Существовало ли это желание смерти Другому до того, как было удовлетворено? Да, но не где-то внутри, а именно на поверхности, находя проявление свое в отказе, аскетическом жесте: я не беру того, что ты даешь мне, потому что это не то (чего я желаю). Чем строже аскеза, тем ближе, асимптотически, приближается аскет к своему желанию и потому тем сильнее в нем, несмотря на видимое его совершенство, чувство греховности. И только осуществившись, только задним числом получает желание «собственную» свою форму, заявляя о себе в том jouissance
, наслаждении, которое переживает субъект, удостоверяясь в Божественной к нему любви. Наслаждение здесь, таким образом, это наслаждение смыслом, знанием – в полном согласии с лакановской псевдоэтимологией этого французского слова, производящей его от соединения слов «наслаждаюсь» и «смысл» (jouis-sens).Наслаждение знанием напоминает ситуацию других лакановской притчи – о выборе между кошельком и жизнью, свободой и смертью. Выбравший кошелек и свободу лишается, тем не менее, того и другого. Удостоверившись в любви, я теряю ее, ибо теряю самого любящего. Но без удостоверения этого жизнь мучительна, как мучительны, в предыдущих примерах, рабство и нищета. И грех желания смерти, это живущее невидимо во плоти жало, останется неизбывен. Для меня здесь выбора нет – он принадлежит Другому (именно со слов «время сотворити Богови», то есть «теперь дело за Богом», начинается православная литургия). Умирая, Он отвечает на мое желание, и смерть Его становится источником моего наслаждения, «сладости». Его добровольная смерть дается нам задним числом как предмет, как литургическая чаша.
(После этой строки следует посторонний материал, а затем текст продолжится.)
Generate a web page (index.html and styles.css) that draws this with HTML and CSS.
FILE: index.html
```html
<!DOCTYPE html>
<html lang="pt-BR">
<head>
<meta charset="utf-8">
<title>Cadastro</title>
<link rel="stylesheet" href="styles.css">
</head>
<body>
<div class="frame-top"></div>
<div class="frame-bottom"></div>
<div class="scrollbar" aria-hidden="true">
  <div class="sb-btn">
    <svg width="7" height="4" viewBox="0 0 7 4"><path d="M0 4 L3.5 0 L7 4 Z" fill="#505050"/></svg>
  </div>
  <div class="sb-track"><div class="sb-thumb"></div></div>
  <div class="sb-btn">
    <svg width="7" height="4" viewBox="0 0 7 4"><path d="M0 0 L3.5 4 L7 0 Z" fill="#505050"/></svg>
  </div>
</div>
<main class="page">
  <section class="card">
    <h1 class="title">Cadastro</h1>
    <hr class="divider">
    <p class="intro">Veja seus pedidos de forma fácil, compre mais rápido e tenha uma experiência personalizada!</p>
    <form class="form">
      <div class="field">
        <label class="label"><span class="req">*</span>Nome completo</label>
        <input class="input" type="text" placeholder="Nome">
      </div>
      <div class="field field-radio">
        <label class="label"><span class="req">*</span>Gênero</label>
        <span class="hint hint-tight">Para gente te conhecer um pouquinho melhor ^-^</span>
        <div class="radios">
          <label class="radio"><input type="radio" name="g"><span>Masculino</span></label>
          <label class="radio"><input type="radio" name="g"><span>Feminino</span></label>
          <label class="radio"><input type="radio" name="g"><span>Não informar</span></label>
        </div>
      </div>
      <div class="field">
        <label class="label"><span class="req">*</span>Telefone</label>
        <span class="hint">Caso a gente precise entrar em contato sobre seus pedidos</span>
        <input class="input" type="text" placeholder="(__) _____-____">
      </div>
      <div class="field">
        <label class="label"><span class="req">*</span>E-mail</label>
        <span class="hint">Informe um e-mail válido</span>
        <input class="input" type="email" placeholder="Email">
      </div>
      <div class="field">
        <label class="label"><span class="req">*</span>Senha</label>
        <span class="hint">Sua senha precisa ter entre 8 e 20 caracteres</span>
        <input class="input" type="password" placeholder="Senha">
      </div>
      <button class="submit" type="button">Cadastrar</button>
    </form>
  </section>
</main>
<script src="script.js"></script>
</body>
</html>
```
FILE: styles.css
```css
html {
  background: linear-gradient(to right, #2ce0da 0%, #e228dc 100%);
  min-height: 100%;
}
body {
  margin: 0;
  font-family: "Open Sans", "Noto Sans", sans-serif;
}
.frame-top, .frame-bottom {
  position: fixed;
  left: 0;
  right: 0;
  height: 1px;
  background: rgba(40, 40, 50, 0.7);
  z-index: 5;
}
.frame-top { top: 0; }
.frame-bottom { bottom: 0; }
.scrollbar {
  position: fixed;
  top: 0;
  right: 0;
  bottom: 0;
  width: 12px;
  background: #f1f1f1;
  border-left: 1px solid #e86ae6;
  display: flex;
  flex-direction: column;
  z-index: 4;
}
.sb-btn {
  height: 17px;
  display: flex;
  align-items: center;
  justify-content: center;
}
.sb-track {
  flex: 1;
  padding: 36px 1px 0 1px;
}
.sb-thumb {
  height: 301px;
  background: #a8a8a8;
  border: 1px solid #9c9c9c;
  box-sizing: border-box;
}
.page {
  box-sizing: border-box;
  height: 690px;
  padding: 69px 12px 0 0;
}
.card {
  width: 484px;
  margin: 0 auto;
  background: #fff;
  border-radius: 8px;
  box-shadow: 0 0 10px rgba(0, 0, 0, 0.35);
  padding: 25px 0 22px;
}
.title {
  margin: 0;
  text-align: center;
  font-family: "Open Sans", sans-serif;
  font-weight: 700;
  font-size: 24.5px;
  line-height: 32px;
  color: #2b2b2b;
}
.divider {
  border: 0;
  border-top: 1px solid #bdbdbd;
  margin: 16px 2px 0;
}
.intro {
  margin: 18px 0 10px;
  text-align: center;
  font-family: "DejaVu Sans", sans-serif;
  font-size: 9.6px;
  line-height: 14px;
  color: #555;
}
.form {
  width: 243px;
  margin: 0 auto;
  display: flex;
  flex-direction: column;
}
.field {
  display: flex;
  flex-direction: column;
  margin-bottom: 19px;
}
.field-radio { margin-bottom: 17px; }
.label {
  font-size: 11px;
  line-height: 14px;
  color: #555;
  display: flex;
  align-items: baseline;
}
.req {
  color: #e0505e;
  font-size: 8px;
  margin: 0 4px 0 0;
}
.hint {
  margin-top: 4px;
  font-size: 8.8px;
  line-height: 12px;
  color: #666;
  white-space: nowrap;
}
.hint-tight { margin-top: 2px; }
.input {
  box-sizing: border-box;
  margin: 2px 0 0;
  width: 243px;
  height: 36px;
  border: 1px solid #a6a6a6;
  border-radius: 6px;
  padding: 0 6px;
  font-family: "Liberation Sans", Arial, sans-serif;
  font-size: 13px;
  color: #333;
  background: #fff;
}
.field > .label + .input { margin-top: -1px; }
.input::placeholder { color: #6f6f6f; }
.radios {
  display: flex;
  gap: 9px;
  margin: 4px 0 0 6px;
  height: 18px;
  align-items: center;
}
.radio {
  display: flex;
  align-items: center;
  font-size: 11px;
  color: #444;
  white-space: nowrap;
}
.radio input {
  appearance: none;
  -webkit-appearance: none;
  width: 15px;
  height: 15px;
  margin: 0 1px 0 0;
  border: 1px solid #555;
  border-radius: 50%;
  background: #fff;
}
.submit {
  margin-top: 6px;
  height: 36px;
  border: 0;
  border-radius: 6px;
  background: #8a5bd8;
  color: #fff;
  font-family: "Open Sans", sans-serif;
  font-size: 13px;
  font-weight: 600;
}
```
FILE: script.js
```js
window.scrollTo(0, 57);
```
Место перечеркнутого большого А
, место Святого, заступает, в определенном смысле, а маленькое, Святыня. То, отказ от чего был ранее знаком нашего желания, мы теперь – под видом Его плоти и крови – признательно (то есть признаваясь, исповедуясь в своем желании – именно поэтому так тесно связана литургия с исповедью) принимаем. Не случайно Святые Дары «истинная есть пища и истинное есть питие» – только «под видом» слова, только в качестве святыни могут земные блага быть восприняты.Но являя и «исполняя» наше желание, вино и хлеб являют его прикровенно. Описанное в некоторых житиях чудо – явление в чаше эмпирически осязаемого тела Христова, то есть встреча нашего желания с его Реальным, – вызывает то, что именует Лакан тревогой, angoisse
, невозможной встречей с Реальным. В этом смысле и невозможна «встреча» с Богом помимо церковных таинств, в каком-то личном, мистическом переживании. Подлинная встреча с Богом – это знание о Его любви, знание, засвидетельствованное Его смертью и приобщаемое в Святых Дарах, это свет истины, сообщаемый лишь ценой разлуки с Ним. Но это не простое знание, а знание радостнотворное, знание-наслаждение. Знание, которое дано нам в обмен на все прочие блага мира, жемчужина, купить которую можно, лишь продав все, что имеешь, – лишь отказ от удовлетворения потребностей, аскетический подвиг позволяет выделить желание в чистом виде. Пользуясь лакановским термином, это plus-de-jouir, выражение, означающее одновременно «избыток наслаждения» и его «пропажу» (буквально: «наслаждению пришел конец»). Дело в том, что, уверившись таким образом в любви Другого, получив объект, который нас в этой любви удостоверяет и становится для нас источником радостнотворного знания, мы теряем тем самым Другого как такового. Драматизм ситуации состоит в том, что выбор делается между знанием о любви и субъектом ее, самим любящим нас Другим. Уверенность в любви заступает место самого любящего как подателя благ. Но именно это освобождает от необходимости умирать, доказывая свою друг другу любовь, нас самих. Ведь умереть «за» означает не только умереть «ради», но и умереть «вместо» нас, беря «доказательство» любви на себя. Став в причастии телом Христовым, именно каждый из нас стал тем любящим субъектом, который «ради» Христа, то есть «за», «вместо» него призван к тому, чтобы творить дела любви. Мы живем и творим благие дела, дела любви, ради, вместо, за нас, вместо нас, умершего. Это, собственно, и делает нас членами Церкви.Противоречивость двух значений jouissance
, напряжение между обретением любви и утратой Любящего и приводит в движение литургический год. Насладившись избытком, мы тем самым теряем все; получив Воскресением все утраченные было блага, вновь аскетическим жестом отвергаем их, взыскуя единого на потребу.